The rise of gender studies in the 1960s and 70s completely transformed the ways in which anthropologists looked at the issue of drug abuse between men and women. Up to that point, scholars entertained fairly androcentric (male-centric) interpretations of the narcotics and opioid epidemic in the country. In modern media such as film and television, images of cocaine-snorting, high-profile men have gradually been giving way to that of the “crack mom” and a more gender-balanced reflection of the current opioid crisis. As anthropologists J. Bryan Page and Merrill Singer have argued in their monograph Comprehending Drug Use: Ethnographic Research at the Social Margins, the increase emphasis demographers, anthropologists, ethnographers, and other social scientists have devoted to studying the “little-known people” who populate the everyday environments of the cities has allowed a clearer understanding of the dependency issues of both women and men on illicit substances.
Cocaine is the overwhelming favorite among drug users, both men and women. One clear difference between men and women’s relative ability to procure cocaine, according to Page and Singer, is that men are more likely to independently seek out and procure the drug, whereas women prefer to acquire it through a male intermediary. The one arena in which this does not apply is the sex-trade industry However, because the sex-industry is predominately populated by female workers, it still reinforces gender disparities in how cocaine and other drugs are obtained. According to the ethnographer Jennifer James, sex work and drug use are etiologically related. Some conditions of the sex work industry specifically guide women down the path of substance abuse and dependency.
Other researchers have focused on the effects of drug use on the deterioration of everyday life for both men and women. Marsha Rosenbaum in her book Women on Heroin has tackled the difficult questions arising from the difficulties of childrearing and leading a “normal” life while suffering from heroin addiction. Her research suggests that, while drug use within the family is always detrimental to the healthy development of a child, its negative effects can be exacerbated if it is the mother who is an addict. The reason is that drug-abusing mothers very rarely hold stable jobs, and are therefore much more likely to embrace their maternalistic roles of childcare than will drug-addicted fathers. Thus, these children tend to be exposed to drug paraphernalia for much longer, and starting from a much younger age. Early exposure drastically increases the likelihood that they will experiment with drugs themselves. The gendered roles of drug use can have unintended ramifications within the nuclear family.
Some social theorists have pointed to the ways in which drug-abusing women have been represented by society throughout the twentieth century. Incredibly, in the 1990s there existed what was known as the “heroin chic,” in which dead-eyed, pale-faced, emaciated women were portrayed in some magazines and illustrations as embodiments of independence. Advertisers portrayed these women as “being beyond needing, beyond caring, beyond desire,” and thus beyond the grasp of the West’s civilizing mission. In her book, Abusing Women: Gender, Drug Policy, and Social Justice, Nancy D. Campbell has discussed how the emergence of the heroin chic marked the end of respectability among women as a form of social control, in some sense liberating women from the stifling conventions of modern social morality.

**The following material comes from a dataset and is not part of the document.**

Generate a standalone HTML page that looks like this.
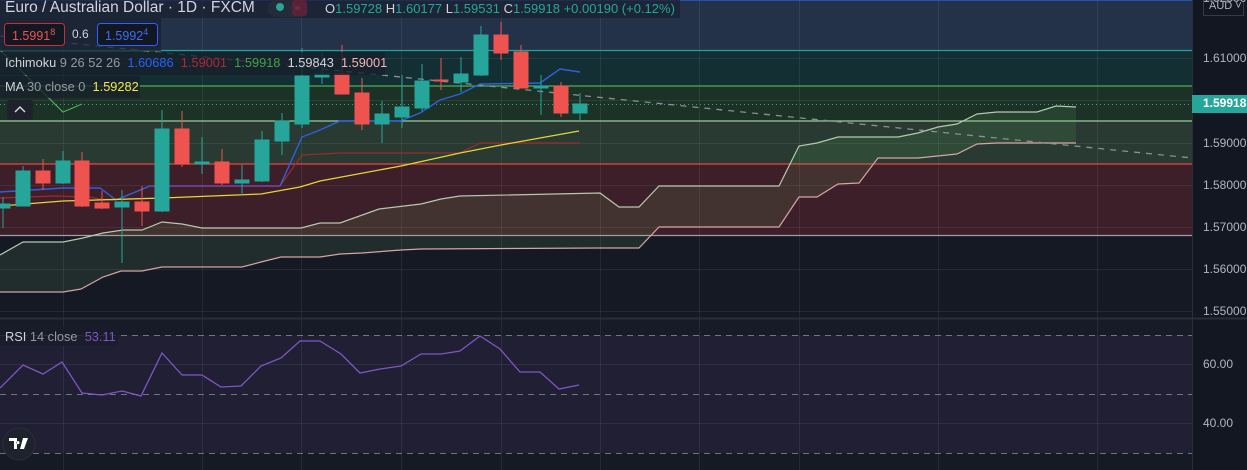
<!DOCTYPE html>
<html><head><meta charset="utf-8"><style>
html,body{margin:0;padding:0;background:#151924;width:1247px;height:470px;overflow:hidden;font-family:"Liberation Sans",sans-serif}
svg{position:absolute;left:0;top:0}
.t{position:absolute;white-space:nowrap;font-size:13px;color:#d1d4dc}
.ax{position:absolute;left:1203px;font-size:12px;color:#b2b5be}
</style></head><body>
<svg width="1247" height="470" viewBox="0 0 1247 470">
<rect x="0" y="0" width="1192" height="51" fill="#233149"/>
<rect x="0" y="51" width="1192" height="35" fill="#132f33"/>
<rect x="0" y="86" width="1192" height="35" fill="#1c3227"/>
<rect x="0" y="121" width="1192" height="43" fill="#283a31"/>
<rect x="0" y="164" width="1192" height="71" fill="#3c1f28"/>
<rect x="0" y="235" width="1192" height="83" fill="#151923"/>
<rect x="0" y="319" width="1192" height="16" fill="#171a27"/>
<rect x="0" y="335" width="1192" height="118" fill="#211f34"/>
<rect x="0" y="453" width="1192" height="17" fill="#161a25"/>
<rect x="1192" y="0" width="55" height="470" fill="#131722"/>
<g stroke="#ffffff" stroke-opacity="0.07" stroke-width="1">
<path d="M63.5 0V470M202.5 0V470M301.5 0V470M401.5 0V470M501.5 0V470M600.5 0V470M699.5 0V470M799.5 0V470M938.5 0V470M1097.5 0V470"/>
<path d="M0 58.5H1192M0 100.5H1192M0 143.5H1192M0 185.5H1192M0 227.5H1192M0 269.5H1192M0 311.5H1192M0 364.5H1192M0 423.5H1192"/>
</g>
<line x1="0" y1="318.5" x2="1247" y2="318.5" stroke="#2a2e39" stroke-width="2"/>
<line x1="1192.5" y1="0" x2="1192.5" y2="470" stroke="#2a2e39"/>
<line x1="0" y1="0.5" x2="1192" y2="0.5" stroke="#2962ff" stroke-opacity=".6"/>
<line x1="0" y1="50.5" x2="1192" y2="50.5" stroke="#22a39a" stroke-width="1.2"/>
<line x1="0" y1="86" x2="1192" y2="86" stroke="#4caf50" stroke-width="1.2"/>
<line x1="0" y1="121" x2="1192" y2="121" stroke="#9ccc9c" stroke-width="1.2"/>
<line x1="0" y1="164" x2="1192" y2="164" stroke="#e8453f" stroke-width="1.2"/>
<line x1="0" y1="235.5" x2="1192" y2="235.5" stroke="#a89aa2" stroke-width="1.2"/>
<line x1="0" y1="104.5" x2="1192" y2="104.5" stroke="#26a69a" stroke-dasharray="1 3"/>
<polygon fill="#6fb86f" fill-opacity="0.13" points="0,255 23,242 63,242 83,238 103,233 123,230 142,230 162,222 182,224 202,228 301,228 320,223 340,223 379,209 421,204 441,199 460,196 600,193 619,207 639,207 659,186 779,186 799,146 817,143 838,137 898,137 918,133 938,127 957,124 977,114 997,112 1037,112 1056,106 1076,107 1076,143 1037,143 997,143 977,144 957,154 918,158 878,158 859,183 838,184 817,197 799,197 779,227 659,227 639,248 600,248 421,249 401,250 362,253 340,254 320,257 281,257 261,262 242,267 162,267 142,271 121,271 103,277 81,289 63,292 0,292"/>
<polyline fill="none" stroke="#b7c8b0" stroke-width="1.2" points="0,255 23,242 63,242 83,238 103,233 123,230 142,230 162,222 182,224 202,228 301,228 320,223 340,223 379,209 421,204 441,199 460,196 600,193 619,207 639,207 659,186 779,186 799,146 817,143 838,137 898,137 918,133 938,127 957,124 977,114 997,112 1037,112 1056,106 1076,107"/>
<polyline fill="none" stroke="#d7a3a3" stroke-width="1.2" points="0,292 63,292 81,289 103,277 121,271 142,271 162,267 242,267 261,262 281,257 320,257 340,254 362,253 401,250 421,249 600,248 639,248 659,227 779,227 799,197 817,197 838,184 859,183 878,158 918,158 957,154 977,144 997,143 1076,143"/>
<line x1="0" y1="36" x2="1192" y2="158" stroke="#8a8f99" stroke-width="1.3" stroke-dasharray="6 6"/>
<polyline fill="none" stroke="#4caf50" stroke-width="1.2" points="0,50 63,112 82,104"/>
<polyline fill="none" stroke="#9b2a2a" stroke-width="1.3" points="0,198 55,196 90,197 100,199 116,200 150,186 280,186 302,155 340,153 460,153 480,143 580,143"/>
<polyline fill="none" stroke="#2f5fe0" stroke-width="1.4" points="0,192 63,188 100,188 116,200 150,186 280,186 302,137 320,130 340,121 400,121 420,113 440,100 460,94 480,84 540,83 560,69 580,72"/>
<polyline fill="none" stroke="#7a3a8a" stroke-width="1.4" points="150,186 280,186"/>
<polyline fill="none" stroke="#e8d33a" stroke-width="1.3" points="0,206 63,201 163,198 261,194 300,187 320,181 401,166 460,153 501,145 579,131"/>
<g stroke-width="1">
<g fill="#26a69a" stroke="#26a69a">
<line x1="3" y1="197" x2="3" y2="228"/><rect x="-4" y="204" width="14" height="4"/>
<line x1="23" y1="166" x2="23" y2="206"/><rect x="16" y="171" width="14" height="35"/>
<line x1="63" y1="151" x2="63" y2="184"/><rect x="56" y="161" width="14" height="22"/>
<line x1="122" y1="190" x2="122" y2="263"/><rect x="115" y="202" width="14" height="5"/>
<line x1="162" y1="110" x2="162" y2="212"/><rect x="155" y="129" width="14" height="82"/>
<line x1="202" y1="137" x2="202" y2="174"/><rect x="195" y="162" width="14" height="2"/>
<line x1="242" y1="165" x2="242" y2="195"/><rect x="235" y="180" width="14" height="3"/>
<line x1="262" y1="131" x2="262" y2="182"/><rect x="255" y="140" width="14" height="41"/>
<line x1="282" y1="113" x2="282" y2="155"/><rect x="275" y="121" width="14" height="20"/>
<line x1="302" y1="48" x2="302" y2="128"/><rect x="295" y="76" width="14" height="48"/>
<line x1="322" y1="52" x2="322" y2="84"/><rect x="315" y="74" width="14" height="3"/>
<line x1="382" y1="101" x2="382" y2="143"/><rect x="375" y="114" width="14" height="10"/>
<line x1="402" y1="75" x2="402" y2="128"/><rect x="395" y="107" width="14" height="10"/>
<line x1="422" y1="64" x2="422" y2="111"/><rect x="415" y="81" width="14" height="27"/>
<line x1="461" y1="57" x2="461" y2="92"/><rect x="454" y="74" width="14" height="8"/>
<line x1="481" y1="26" x2="481" y2="76"/><rect x="474" y="35" width="14" height="40"/>
<line x1="541" y1="75" x2="541" y2="115"/><rect x="534" y="86" width="14" height="2"/>
<line x1="580" y1="93" x2="580" y2="121"/><rect x="573" y="104" width="14" height="9"/>
</g>
<g fill="#ef5350" stroke="#ef5350">
<line x1="43" y1="159" x2="43" y2="190"/><rect x="36" y="171" width="14" height="12"/>
<line x1="82" y1="152" x2="82" y2="207"/><rect x="75" y="161" width="14" height="45"/>
<line x1="102" y1="191" x2="102" y2="209"/><rect x="95" y="203" width="14" height="5"/>
<line x1="142" y1="186" x2="142" y2="226"/><rect x="135" y="202" width="14" height="9"/>
<line x1="182" y1="111" x2="182" y2="167"/><rect x="175" y="129" width="14" height="35"/>
<line x1="222" y1="149" x2="222" y2="185"/><rect x="215" y="162" width="14" height="21"/>
<line x1="342" y1="45" x2="342" y2="94"/><rect x="335" y="74" width="14" height="20"/>
<line x1="362" y1="78" x2="362" y2="130"/><rect x="355" y="93" width="14" height="31"/>
<line x1="441" y1="58" x2="441" y2="90"/><rect x="434" y="80" width="14" height="1"/>
<line x1="501" y1="22" x2="501" y2="60"/><rect x="494" y="35" width="14" height="18"/>
<line x1="521" y1="45" x2="521" y2="88"/><rect x="514" y="52" width="14" height="36"/>
<line x1="561" y1="82" x2="561" y2="117"/><rect x="554" y="86" width="14" height="27"/>
</g>
</g>
<g stroke="#9598a1" stroke-opacity=".7" stroke-dasharray="6 5"><line x1="0" y1="335.5" x2="1192" y2="335.5"/><line x1="0" y1="394.5" x2="1192" y2="394.5"/><line x1="0" y1="453.5" x2="1192" y2="453.5"/></g>
<polyline fill="none" stroke="#7e57c2" stroke-width="1.3" points="0,388 23,365 43,374 62,362 82,393 102,395 122,391 141,396 162,353 182,375 202,375 221,387 241,386 261,366 281,358 300,341 320,341 341,354 360,373 380,369 401,366 421,354 441,354 460,351 480,336 500,349 520,372 540,372 559,389 579,385"/>
<rect x="0" y="0" width="680" height="18" fill="#1b2130" fill-opacity=".75"/>
<rect x="0" y="18" width="161" height="33" fill="#1b2130" fill-opacity=".75"/>
<rect x="0" y="52" width="385" height="23" fill="#18202a" fill-opacity=".8"/>
<rect x="0" y="76" width="140" height="22" fill="#18202a" fill-opacity=".8"/>
<rect x="0" y="326" width="118" height="20" fill="#1a1c2a" fill-opacity=".8"/>
<rect x="268" y="0" width="40" height="17" rx="8" fill="#252b38"/>
<circle cx="280" cy="7" r="4" fill="#26a69a"/>
<rect x="292" y="0" width="15" height="16" rx="3" fill="#5a2238"/>
<text x="295" y="11" font-size="9" fill="#b0305a" font-family="Liberation Sans">≈</text>
<rect x="4.5" y="23.5" width="60" height="22" rx="3" fill="#131722" stroke="#c2303a"/>
<rect x="97.5" y="23.5" width="60" height="22" rx="3" fill="#131722" stroke="#2962ff"/>
<rect x="7" y="100" width="26" height="20" rx="3" fill="#1e222d"/>
<path d="M15 112l5-5 5 5" fill="none" stroke="#d1d4dc" stroke-width="1.5"/>
<rect x="1192" y="95" width="55" height="18" fill="#26a69a"/>
<rect x="1203.5" y="0.5" width="40" height="15" fill="#131722" stroke="#363a45"/>
<circle cx="19" cy="444" r="16" fill="#1e222d" stroke="#2a2e39"/>
<path d="M9 438h8v11h-3v-8h-5z M18 441a1.6 1.6 0 1 0 0.01 0z M23 438h5l-4 11h-4z" fill="#fff"/>
</svg>
<div class="t" style="left:5px;top:-1px;font-size:15.5px">Euro / Australian Dollar · 1D · FXCM</div>
<div class="t" style="left:325px;top:1px;font-size:13px">O<span style="color:#26a69a">1.59728</span> H<span style="color:#26a69a">1.60177</span> L<span style="color:#26a69a">1.59531</span> C<span style="color:#26a69a">1.59918</span> <span style="color:#26a69a">+0.00190 (+0.12%)</span></div>
<div class="t" style="left:12px;top:27px;color:#ef5350;font-size:12.5px">1.5991<sup style="font-size:9px">8</sup></div>
<div class="t" style="left:72px;top:27px;font-size:12px">0.6</div>
<div class="t" style="left:105px;top:27px;color:#3d6ef5;font-size:12.5px">1.5992<sup style="font-size:9px">4</sup></div>
<div class="t" style="left:5px;top:55px;font-size:12.8px">Ichimoku <span style="color:#9598a1">9 26 52 26</span> &nbsp;<span style="color:#2962ff">1.60686</span> &nbsp;<span style="color:#b22833">1.59001</span> &nbsp;<span style="color:#43a047">1.59918</span> &nbsp;<span style="color:#d1d4dc">1.59843</span> &nbsp;<span style="color:#f0b8b8">1.59001</span></div>
<div class="t" style="left:5px;top:79px;font-size:12.8px">MA <span style="color:#9598a1">30 close 0</span> &nbsp;<span style="color:#f5e94a">1.59282</span></div>
<div class="t" style="left:5px;top:329px;font-size:12.8px">RSI <span style="color:#9598a1">14 close</span> &nbsp;<span style="color:#7e57c2">53.11</span></div>
<div class="ax" style="top:-9px">1.62000</div>
<div class="ax" style="left:1209px;top:0px;font-size:11px;color:#b2b5be">AUD ˅</div>
<div class="ax" style="top:51px">1.61000</div>
<div class="ax" style="top:96px;color:#fff;font-weight:bold">1.59918</div>
<div class="ax" style="top:136px">1.59000</div>
<div class="ax" style="top:178px">1.58000</div>
<div class="ax" style="top:220px">1.57000</div>
<div class="ax" style="top:262px">1.56000</div>
<div class="ax" style="top:304px">1.55000</div>
<div class="ax" style="top:357px">60.00</div>
<div class="ax" style="top:416px">40.00</div>
</body></html>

Although the logic of the heroin chic may be a bit excessive, there is no doubt that by the 1990s it was not longer just scholars, but also the general public, that was beginning to reorient their understanding of who exactly did drugs. Since then a spate of scholarly publications and popular works have equalized the playing field and recognized that drug abuse is a phenomenon that touches the lives of both men and women. In this new representation, men have assumed the identity of soulless perpetrators and women that of helpless victims of circumstance (in many, but not all, cases). For example, it is exceedingly rare to see depictions of a female drug dealer in movies or television. It is much more common to see women turn to drug use as the result of a physically abusive marriage.
The new representations of drug use that have emerged recently have had a checkered influence. They bring to light previously ignored aspects of narcotics abuse, while at the same time grossly exaggerating certain aspects of the drug industry.